Single by Diana Vickers
- Released: 22 August 2025
- Recorded: 2024
- Genre: Pop, Electropop
- Length: 3:19
- Songwriters: Diana Vickers; Dee Adams James Earp;
- Producers: Dee Adams; James Earp;

Diana Vickers singles chronology
| "Music to Make Boys Cry" (2013) | "Ice Cream" (2025) |  |

= Ice Cream (Diana Vickers song) =

2025 single by Diana Vickers

"Ice Cream" is a song co-written and co-produced by English singer Diana Vickers. It was digitally released on 25 August 2025 and was available for streaming on Spotify, Apple Music and Amazon Music in the United Kingdom. "Ice Cream" marks Vickers' return to music after a 12-year hiatus.

==Background==
Vickers' new single "Ice Cream" marked her long-awaited musical comeback after more than a decade away from the pop music scene.
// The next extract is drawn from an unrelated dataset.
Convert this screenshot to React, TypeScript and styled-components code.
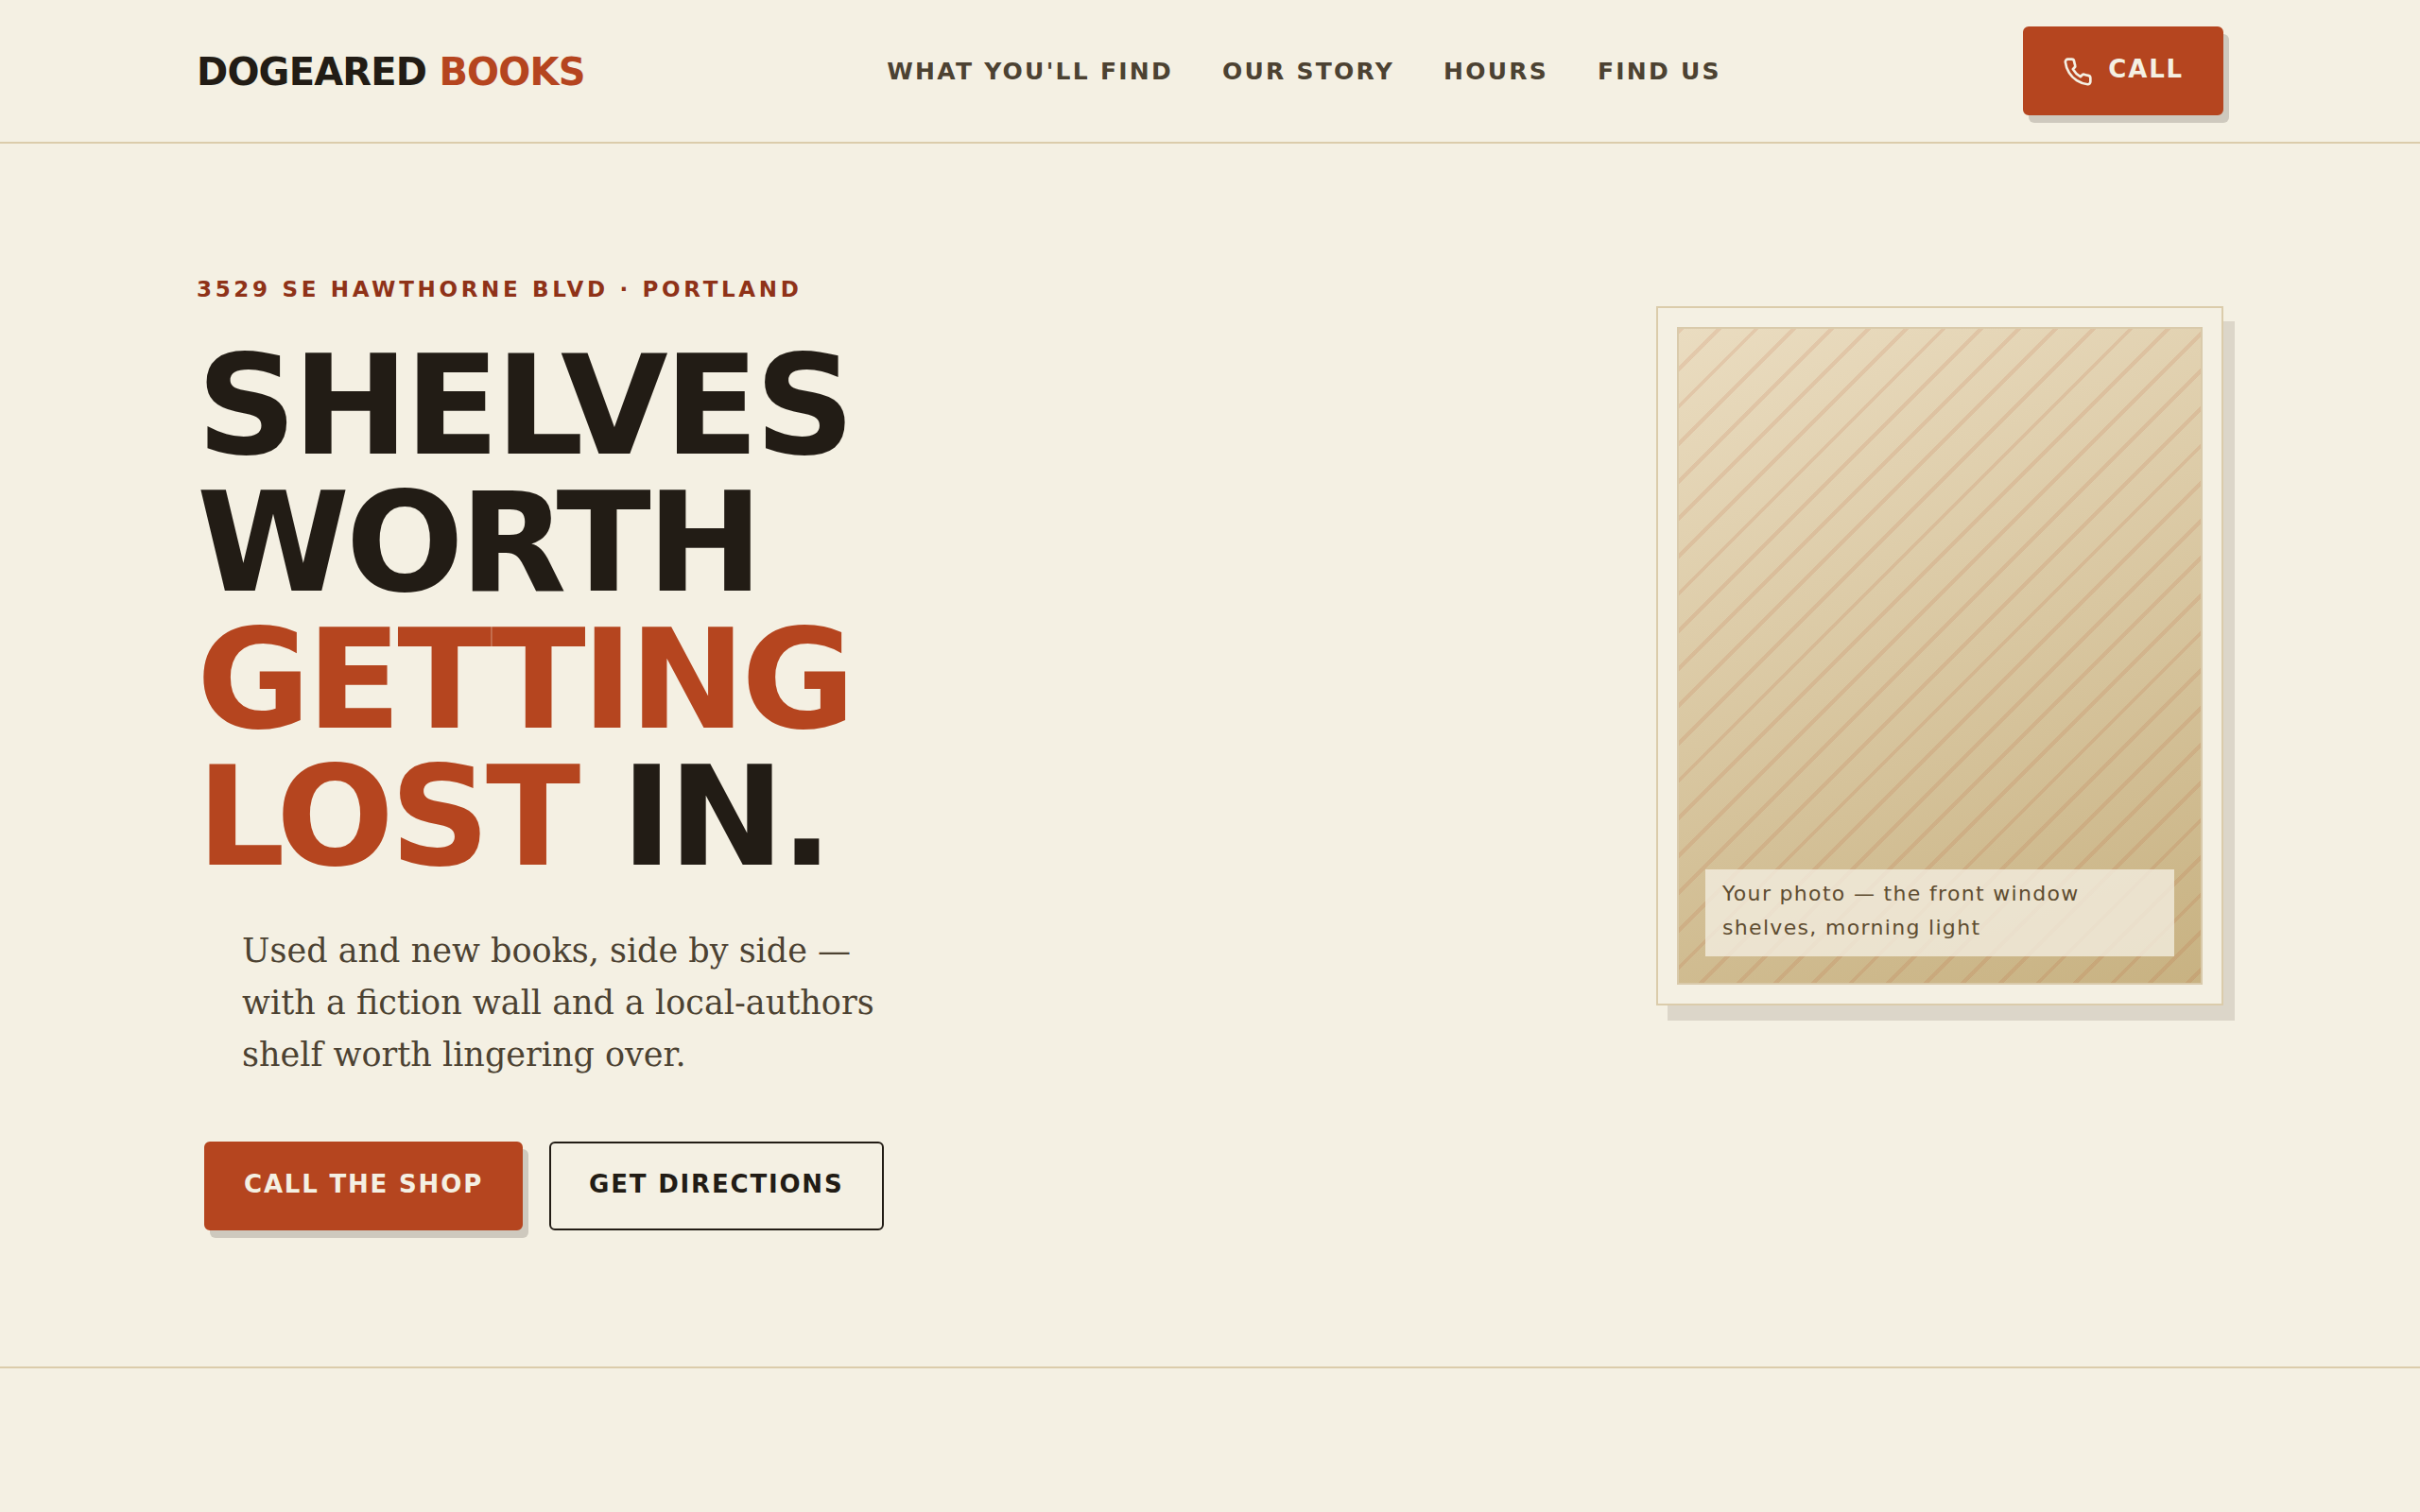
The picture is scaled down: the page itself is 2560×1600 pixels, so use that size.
import React from "react";
import styled, { createGlobalStyle, css } from "styled-components";

const color = {
  paper: "#f4f0e3",
  ink: "#221c15",
  soft: "#4c4232",
  rust: "#b5451f",
  rustDark: "#8f3218",
  line: "#dbccab",
};
const sans = `"DejaVu Sans", Verdana, sans-serif`;
const serif = `"DejaVu Serif", Georgia, serif`;

const GlobalStyle = createGlobalStyle`
  *, *::before, *::after { box-sizing: border-box; }
  body { margin: 0; background: ${color.paper}; color: ${color.ink}; font-family: ${sans}; }
  a { color: inherit; text-decoration: none; }
`;

const Header = styled.header`
  border-bottom: 2px solid ${color.line};
`;

const HeaderInner = styled.div`
  max-width: 2240px;
  margin: 0 auto;
  padding: 28px 48px;
  display: flex;
  align-items: center;
  justify-content: space-between;
`;

const Logo = styled.a`
  padding-top: 2px;
  font-size: 40px;
  line-height: 64px;
  font-weight: 700;
  letter-spacing: -0.02em;
  text-transform: uppercase;
`;

const Accent = styled.span`
  color: ${color.rust};
`;

const Nav = styled.nav`
  display: flex;
  gap: 52px;
  padding-top: 2px;
`;

const NavLink = styled.a`
  font-size: 25px;
  line-height: 40px;
  font-weight: 700;
  letter-spacing: 0.09em;
  text-transform: uppercase;
  color: ${color.soft};
`;

const Button = styled.a<{ $outline?: boolean }>`
  display: inline-flex;
  align-items: center;
  gap: 16px;
  padding: 22px 40px 26px;
  border: 2px solid ${color.rust};
  border-radius: 6px;
  font-size: 26px;
  line-height: 42px;
  font-weight: 700;
  letter-spacing: 0.07em;
  text-transform: uppercase;
  ${({ $outline }) =>
    $outline
      ? css`
          border-color: ${color.ink};
          color: ${color.ink};
        `
      : css`
          background: ${color.rust};
          color: ${color.paper};
          box-shadow: 6px 8px 0 rgba(34, 28, 21, 0.18);
        `}
`;

const PhoneGlyph = styled.svg`
  width: 32px;
  height: 32px;
  margin-top: 6px;
`;

const Hero = styled.section`
  border-bottom: 2px solid ${color.line};
`;

const HeroInner = styled.div`
  max-width: 2240px;
  margin: 0 auto;
  padding: 132px 48px 144px;
  display: flex;
  align-items: flex-start;
  justify-content: space-between;
`;

const Copy = styled.div`
  width: 740px;
`;

const Eyebrow = styled.p`
  margin: 0 0 29px;
  font-size: 23px;
  line-height: 44px;
  font-weight: 700;
  letter-spacing: 0.16em;
  text-transform: uppercase;
  color: ${color.rustDark};
`;

const Title = styled.h1`
  margin: 0;
  font-size: 147px;
  line-height: 145px;
  font-weight: 700;
  letter-spacing: -0.03em;
  text-transform: uppercase;
`;

const Lead = styled.p`
  margin: 42px 0 0 48px;
  font-family: ${serif};
  font-size: 35px;
  line-height: 55px;
  color: ${color.soft};
`;

const Actions = styled.div`
  display: flex;
  gap: 28px;
  margin: 64px 0 0 8px;
`;

const Frame = styled.figure`
  width: 600px;
  margin: 40px 0 0;
  padding: 20px;
  border: 2px solid ${color.line};
  background: ${color.paper};
  box-shadow: 12px 16px 0 rgba(60, 40, 30, 0.13);
`;

const Photo = styled.div`
  display: flex;
  align-items: flex-end;
  aspect-ratio: 556 / 696;
  padding: 28px;
  border: 2px solid #d9caab;
  background:
    repeating-linear-gradient(135deg, rgba(181, 69, 31, 0.12) 0 4px, transparent 4px 28px),
    linear-gradient(160deg, #eadcc0, #c8b282);
`;

const Caption = styled.figcaption`
  flex: 1;
  padding: 8px 18px 12px;
  font-size: 22px;
  line-height: 36px;
  letter-spacing: 0.06em;
  color: #5e4c30;
  background: rgba(244, 238, 226, 0.78);
`;

const navItems = [
  ["What you'll find", "#find"],
  ["Our story", "#story"],
  ["Hours", "#hours"],
  ["Find us", "#visit"],
];

function PhoneIcon() {
  return (
    <PhoneGlyph
      viewBox="0 0 24 24"
      fill="none"
      stroke="currentColor"
      strokeWidth="2"
      strokeLinecap="round"
      strokeLinejoin="round"
      aria-hidden="true"
    >
      <path d="M22 16.92v3a2 2 0 0 1-2.18 2 19.8 19.8 0 0 1-8.63-3.07 19.5 19.5 0 0 1-6-6A19.8 19.8 0 0 1 2.12 4.18 2 2 0 0 1 4.11 2h3a2 2 0 0 1 2 1.72c.13.96.36 1.9.7 2.81a2 2 0 0 1-.45 2.11L8.09 9.91a16 16 0 0 0 6 6l1.27-1.27a2 2 0 0 1 2.11-.45c.91.34 1.85.57 2.81.7A2 2 0 0 1 22 16.92z" />
    </PhoneGlyph>
  );
}

export default function App() {
  return (
    <>
      <GlobalStyle />
      <Header>
        <HeaderInner>
          <Logo href="#top">
            Dogeared <Accent>Books</Accent>
          </Logo>
          <Nav aria-label="Main">
            {navItems.map(([label, href]) => (
              <NavLink key={href} href={href}>
                {label}
              </NavLink>
            ))}
          </Nav>
          <Button href="#call">
            <PhoneIcon />
            Call
          </Button>
        </HeaderInner>
      </Header>
      <main id="top">
        <Hero>
          <HeroInner>
            <Copy>
              <Eyebrow>3529 SE Hawthorne Blvd · Portland</Eyebrow>
              <Title>
                Shelves worth <Accent>getting lost</Accent> in.
              </Title>
              <Lead>
                Used and new books, side by side — with a fiction wall and a local-authors shelf
                worth lingering over.
              </Lead>
              <Actions>
                <Button href="#call">Call the shop</Button>
                <Button href="#visit" $outline>
                  Get directions
                </Button>
              </Actions>
            </Copy>
            <Frame>
              <Photo>
                <Caption>Your photo — the front window shelves, morning light</Caption>
              </Photo>
            </Frame>
          </HeroInner>
        </Hero>
      </main>
    </>
  );
}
Released on 22 August 2025, the track was produced by Dee Adams and James Earp, blending playful synths and dance-pop polish with Vickers’ quirky, theatrical edge. The single was conceived as a love letter to her LGBTQ+ fans, embracing queer joy, camp energy and unapologetic fun. With cheeky innuendo and a bright, addictive beat, it harks back to the whimsical charm of her early work while situating her sound firmly in contemporary electropop. Vickers has described the song as a celebration for"the gays and the girlies," capturing the spirit of inclusivity and flamboyance she wanted to channel in her return. More than just a summer anthem, "Ice Cream" reintroduces Vickers as a confident, self-aware pop artist.

==Critical reception==
Vickers' comeback single "Ice Cream" was warmly received by critics, who praised its playful energy and bold camp aesthetic. Edge Media Network described it as a, "vibrant anthem for queer fans" highlighting its celebratory tone and dedication to LGBTQ+ audiences. Analoguetrash called it, "a party banger", noting its blend of cheeky innuendo, sass and addictive electro-pop production. Muumuse praised the track's lyrical playfulness and "deliciously camp" qualities, suggesting it was designed to thrive on summer playlists and dance floors. Zillions Magazine similarly emphasised its sassy, theatrical style, framing it as a confident reintroduction to pop after her hiatus. Critics agreed that "Ice Cream" successfully combines nostalgia for Vickers' earlier eccentric charm with a fresh, modern electro-pop sensibility, positioning her return as both joyful and relevant.